8. A device for recording and/or playing back an information signal, comprising
means (72) for disabling recording and/or playback of the video signal in
dependence upon the presence of a watermark in said signal, characterized
in that the device comprises an arrangement (74) for detecting said
watermark in the signal as claimed in claim 7.
dated this 1st day of November, 1999
(R.P.Bhattacharya )
of Cantwell & Co.
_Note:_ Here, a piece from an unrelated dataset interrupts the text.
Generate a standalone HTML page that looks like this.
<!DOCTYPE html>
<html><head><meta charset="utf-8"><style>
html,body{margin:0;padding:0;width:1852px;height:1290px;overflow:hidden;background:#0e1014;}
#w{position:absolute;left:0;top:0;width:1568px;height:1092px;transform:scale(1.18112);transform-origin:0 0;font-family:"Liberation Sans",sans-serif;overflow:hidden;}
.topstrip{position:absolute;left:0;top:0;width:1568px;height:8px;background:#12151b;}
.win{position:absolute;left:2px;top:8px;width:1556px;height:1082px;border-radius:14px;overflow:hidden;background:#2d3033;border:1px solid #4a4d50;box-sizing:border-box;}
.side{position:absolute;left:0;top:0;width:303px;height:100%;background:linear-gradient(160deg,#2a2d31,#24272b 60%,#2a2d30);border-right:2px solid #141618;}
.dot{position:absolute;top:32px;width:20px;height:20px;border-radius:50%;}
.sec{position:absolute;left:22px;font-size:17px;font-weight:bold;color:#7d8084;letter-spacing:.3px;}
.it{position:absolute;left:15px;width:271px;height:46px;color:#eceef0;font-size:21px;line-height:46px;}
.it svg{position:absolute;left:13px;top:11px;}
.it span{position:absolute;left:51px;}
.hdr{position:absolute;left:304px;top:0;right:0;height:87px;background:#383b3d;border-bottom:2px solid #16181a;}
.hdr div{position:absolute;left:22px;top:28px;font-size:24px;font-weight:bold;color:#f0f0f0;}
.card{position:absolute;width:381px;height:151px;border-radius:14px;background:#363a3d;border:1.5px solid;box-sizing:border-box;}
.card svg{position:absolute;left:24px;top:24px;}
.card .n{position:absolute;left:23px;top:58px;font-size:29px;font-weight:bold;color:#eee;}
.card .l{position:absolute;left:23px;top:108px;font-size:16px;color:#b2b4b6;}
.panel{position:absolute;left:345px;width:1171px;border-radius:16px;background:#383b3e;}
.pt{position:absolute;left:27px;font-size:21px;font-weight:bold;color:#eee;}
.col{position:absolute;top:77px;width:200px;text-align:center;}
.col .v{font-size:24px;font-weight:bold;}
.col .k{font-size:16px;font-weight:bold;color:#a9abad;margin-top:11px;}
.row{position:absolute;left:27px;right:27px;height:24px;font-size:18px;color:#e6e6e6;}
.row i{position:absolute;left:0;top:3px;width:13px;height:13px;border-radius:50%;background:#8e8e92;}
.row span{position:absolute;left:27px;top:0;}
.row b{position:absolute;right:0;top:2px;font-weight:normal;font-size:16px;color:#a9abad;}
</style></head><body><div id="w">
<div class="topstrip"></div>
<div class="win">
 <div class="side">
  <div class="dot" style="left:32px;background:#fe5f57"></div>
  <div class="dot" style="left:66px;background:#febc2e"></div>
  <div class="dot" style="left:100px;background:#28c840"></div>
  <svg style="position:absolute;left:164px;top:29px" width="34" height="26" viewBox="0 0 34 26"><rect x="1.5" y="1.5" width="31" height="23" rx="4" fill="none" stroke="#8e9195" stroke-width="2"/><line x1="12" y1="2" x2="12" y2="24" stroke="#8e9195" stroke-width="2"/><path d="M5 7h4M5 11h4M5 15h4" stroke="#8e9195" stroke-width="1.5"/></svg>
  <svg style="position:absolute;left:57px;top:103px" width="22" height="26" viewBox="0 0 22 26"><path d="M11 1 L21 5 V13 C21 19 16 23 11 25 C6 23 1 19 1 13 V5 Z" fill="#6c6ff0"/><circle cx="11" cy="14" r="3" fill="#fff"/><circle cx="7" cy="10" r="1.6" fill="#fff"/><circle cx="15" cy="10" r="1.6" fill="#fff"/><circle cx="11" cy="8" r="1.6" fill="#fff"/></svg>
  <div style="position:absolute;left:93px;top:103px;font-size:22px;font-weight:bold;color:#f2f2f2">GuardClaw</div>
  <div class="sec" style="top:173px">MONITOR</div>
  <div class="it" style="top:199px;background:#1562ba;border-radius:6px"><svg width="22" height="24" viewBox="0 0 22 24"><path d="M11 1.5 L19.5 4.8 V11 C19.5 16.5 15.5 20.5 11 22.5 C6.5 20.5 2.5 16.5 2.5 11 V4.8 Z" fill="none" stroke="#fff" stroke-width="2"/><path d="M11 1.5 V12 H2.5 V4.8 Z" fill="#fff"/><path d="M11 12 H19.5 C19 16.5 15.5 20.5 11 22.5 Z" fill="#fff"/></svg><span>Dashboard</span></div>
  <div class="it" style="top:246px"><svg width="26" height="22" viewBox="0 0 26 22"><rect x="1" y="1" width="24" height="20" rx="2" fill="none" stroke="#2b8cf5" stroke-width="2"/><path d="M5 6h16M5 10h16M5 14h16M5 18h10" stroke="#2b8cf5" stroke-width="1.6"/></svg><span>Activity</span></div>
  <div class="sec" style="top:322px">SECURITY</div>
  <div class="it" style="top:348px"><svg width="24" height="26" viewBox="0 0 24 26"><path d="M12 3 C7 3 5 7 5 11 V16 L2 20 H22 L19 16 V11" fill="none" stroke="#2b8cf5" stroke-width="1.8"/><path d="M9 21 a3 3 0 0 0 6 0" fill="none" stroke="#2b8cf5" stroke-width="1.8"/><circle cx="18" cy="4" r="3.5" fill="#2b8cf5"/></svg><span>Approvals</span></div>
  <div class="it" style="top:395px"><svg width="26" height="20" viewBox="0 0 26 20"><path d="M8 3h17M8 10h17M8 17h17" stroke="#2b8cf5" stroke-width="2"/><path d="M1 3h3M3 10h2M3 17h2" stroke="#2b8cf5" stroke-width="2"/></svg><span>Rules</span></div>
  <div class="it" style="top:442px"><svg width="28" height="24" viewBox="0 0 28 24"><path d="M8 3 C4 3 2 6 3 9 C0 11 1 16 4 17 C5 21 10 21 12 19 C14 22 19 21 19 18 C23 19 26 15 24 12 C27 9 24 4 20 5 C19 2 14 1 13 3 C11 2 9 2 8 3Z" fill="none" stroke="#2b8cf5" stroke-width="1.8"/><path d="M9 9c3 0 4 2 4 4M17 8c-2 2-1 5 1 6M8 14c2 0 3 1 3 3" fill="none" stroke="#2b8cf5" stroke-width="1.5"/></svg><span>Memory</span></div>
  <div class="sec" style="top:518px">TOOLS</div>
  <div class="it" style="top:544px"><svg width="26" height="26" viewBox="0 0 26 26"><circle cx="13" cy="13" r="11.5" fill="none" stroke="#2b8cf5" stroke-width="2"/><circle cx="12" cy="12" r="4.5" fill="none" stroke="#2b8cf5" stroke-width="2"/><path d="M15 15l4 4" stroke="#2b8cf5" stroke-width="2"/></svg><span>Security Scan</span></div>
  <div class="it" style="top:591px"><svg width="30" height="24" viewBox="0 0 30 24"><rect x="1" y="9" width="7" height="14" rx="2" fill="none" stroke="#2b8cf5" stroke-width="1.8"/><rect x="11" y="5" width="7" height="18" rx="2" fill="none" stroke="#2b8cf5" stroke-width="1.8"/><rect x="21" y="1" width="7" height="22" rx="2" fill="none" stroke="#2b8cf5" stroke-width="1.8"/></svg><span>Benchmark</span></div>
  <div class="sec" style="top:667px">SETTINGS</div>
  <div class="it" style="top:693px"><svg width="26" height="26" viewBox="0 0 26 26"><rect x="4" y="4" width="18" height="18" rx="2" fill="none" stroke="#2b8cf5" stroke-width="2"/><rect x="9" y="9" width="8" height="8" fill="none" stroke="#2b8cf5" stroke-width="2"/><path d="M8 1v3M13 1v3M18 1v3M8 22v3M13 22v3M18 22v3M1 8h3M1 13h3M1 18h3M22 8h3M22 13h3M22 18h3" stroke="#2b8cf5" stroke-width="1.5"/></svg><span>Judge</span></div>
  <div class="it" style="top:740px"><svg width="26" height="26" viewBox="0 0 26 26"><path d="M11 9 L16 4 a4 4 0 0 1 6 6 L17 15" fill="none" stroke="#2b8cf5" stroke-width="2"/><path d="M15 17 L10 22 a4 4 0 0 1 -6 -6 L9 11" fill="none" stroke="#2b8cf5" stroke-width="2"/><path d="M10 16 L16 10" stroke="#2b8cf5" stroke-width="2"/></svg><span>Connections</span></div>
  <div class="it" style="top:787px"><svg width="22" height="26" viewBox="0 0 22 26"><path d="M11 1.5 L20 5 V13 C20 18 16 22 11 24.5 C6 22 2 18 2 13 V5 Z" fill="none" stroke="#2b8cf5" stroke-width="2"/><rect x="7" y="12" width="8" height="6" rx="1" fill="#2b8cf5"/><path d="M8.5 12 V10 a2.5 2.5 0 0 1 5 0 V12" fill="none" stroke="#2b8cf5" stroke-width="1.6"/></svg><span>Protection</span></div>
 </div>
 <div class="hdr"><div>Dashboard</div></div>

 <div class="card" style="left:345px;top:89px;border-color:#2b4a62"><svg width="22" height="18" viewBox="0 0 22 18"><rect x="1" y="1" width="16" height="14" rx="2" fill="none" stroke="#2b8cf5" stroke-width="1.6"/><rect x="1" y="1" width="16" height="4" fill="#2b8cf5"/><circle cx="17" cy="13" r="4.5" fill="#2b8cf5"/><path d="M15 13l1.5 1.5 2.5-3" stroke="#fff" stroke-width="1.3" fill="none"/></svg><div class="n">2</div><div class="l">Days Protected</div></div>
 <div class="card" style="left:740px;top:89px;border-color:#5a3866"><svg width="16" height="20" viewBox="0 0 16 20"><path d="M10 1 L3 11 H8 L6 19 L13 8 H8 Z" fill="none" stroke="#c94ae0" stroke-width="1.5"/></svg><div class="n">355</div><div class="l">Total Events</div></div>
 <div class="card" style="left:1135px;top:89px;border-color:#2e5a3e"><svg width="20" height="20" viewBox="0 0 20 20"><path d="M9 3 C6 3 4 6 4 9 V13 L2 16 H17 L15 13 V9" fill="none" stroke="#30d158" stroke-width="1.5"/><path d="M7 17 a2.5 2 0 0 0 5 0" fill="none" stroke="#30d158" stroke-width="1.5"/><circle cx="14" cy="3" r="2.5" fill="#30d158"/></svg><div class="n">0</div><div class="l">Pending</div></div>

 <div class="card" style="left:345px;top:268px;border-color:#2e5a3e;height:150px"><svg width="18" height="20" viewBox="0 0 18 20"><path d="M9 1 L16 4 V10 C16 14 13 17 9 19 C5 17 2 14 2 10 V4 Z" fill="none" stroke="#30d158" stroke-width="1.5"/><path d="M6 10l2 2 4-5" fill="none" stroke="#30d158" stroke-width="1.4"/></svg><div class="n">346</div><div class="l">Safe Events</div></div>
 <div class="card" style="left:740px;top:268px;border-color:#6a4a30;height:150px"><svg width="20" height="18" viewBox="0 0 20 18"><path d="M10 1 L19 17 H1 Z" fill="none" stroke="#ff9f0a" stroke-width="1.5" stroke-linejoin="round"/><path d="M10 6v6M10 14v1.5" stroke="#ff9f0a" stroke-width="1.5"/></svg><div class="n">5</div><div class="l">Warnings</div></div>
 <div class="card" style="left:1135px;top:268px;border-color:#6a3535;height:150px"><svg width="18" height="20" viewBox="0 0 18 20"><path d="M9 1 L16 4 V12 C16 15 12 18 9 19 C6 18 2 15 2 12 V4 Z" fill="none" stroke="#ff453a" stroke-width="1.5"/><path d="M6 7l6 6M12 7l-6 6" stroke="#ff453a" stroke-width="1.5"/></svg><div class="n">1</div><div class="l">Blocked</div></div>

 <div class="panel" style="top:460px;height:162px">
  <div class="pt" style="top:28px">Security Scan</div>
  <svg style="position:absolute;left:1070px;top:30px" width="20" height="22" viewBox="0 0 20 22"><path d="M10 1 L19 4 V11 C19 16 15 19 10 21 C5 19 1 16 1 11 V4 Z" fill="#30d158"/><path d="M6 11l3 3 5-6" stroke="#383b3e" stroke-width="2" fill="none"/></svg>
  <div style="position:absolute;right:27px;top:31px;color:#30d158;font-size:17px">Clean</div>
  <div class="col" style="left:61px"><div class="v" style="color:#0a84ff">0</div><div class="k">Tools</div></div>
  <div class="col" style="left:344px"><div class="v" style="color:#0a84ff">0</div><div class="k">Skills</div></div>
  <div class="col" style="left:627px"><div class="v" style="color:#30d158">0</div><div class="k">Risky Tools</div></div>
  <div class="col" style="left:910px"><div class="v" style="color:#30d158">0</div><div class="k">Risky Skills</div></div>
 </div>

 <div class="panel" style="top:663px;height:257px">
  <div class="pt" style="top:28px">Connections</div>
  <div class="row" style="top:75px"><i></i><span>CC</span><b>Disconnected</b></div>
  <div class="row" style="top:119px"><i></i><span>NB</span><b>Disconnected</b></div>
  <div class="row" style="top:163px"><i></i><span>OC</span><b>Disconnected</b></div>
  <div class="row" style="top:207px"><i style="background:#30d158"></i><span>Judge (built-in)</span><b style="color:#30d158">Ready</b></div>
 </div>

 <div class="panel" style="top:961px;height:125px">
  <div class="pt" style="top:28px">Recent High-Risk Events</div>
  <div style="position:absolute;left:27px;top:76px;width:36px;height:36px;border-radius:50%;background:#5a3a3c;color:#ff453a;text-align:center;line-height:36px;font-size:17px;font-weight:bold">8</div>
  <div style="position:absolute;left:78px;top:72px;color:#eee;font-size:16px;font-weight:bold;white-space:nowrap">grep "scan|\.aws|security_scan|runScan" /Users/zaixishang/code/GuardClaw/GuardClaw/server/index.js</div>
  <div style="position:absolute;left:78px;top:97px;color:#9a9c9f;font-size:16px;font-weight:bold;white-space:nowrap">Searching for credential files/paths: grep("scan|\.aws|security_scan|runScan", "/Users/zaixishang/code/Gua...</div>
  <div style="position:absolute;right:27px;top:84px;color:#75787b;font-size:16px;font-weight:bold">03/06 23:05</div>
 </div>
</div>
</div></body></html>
Agent for the Applicant
A method of detecting a watermark (w) in an information signal (q)), comprising the steps of:
computing (2425) of the correlation value of said information signal and said watermark; and
detecting (29) whether said correlation value exceeds a predetermined threshold;
characterized by
said computing comprising the steps (24,25) of Fourier transforming the information signal and the watermark into respective Fourier coefficients, multiplying (27) corresponding coefficients to obtain Fourier coefficients representing correlation values each corresponding with one of a plurality of positions of the watermark with respect to the information signal, and inverse transforming (28) the Fourier coefficients representing the correlation values;
said step (29) of detecting comprising detecting whether at least one of said correlation values is larger than the predetermined threshold;
a step (30) of normalizing the Fourier coefficients representing the correlation values to substantially the same magnitudes.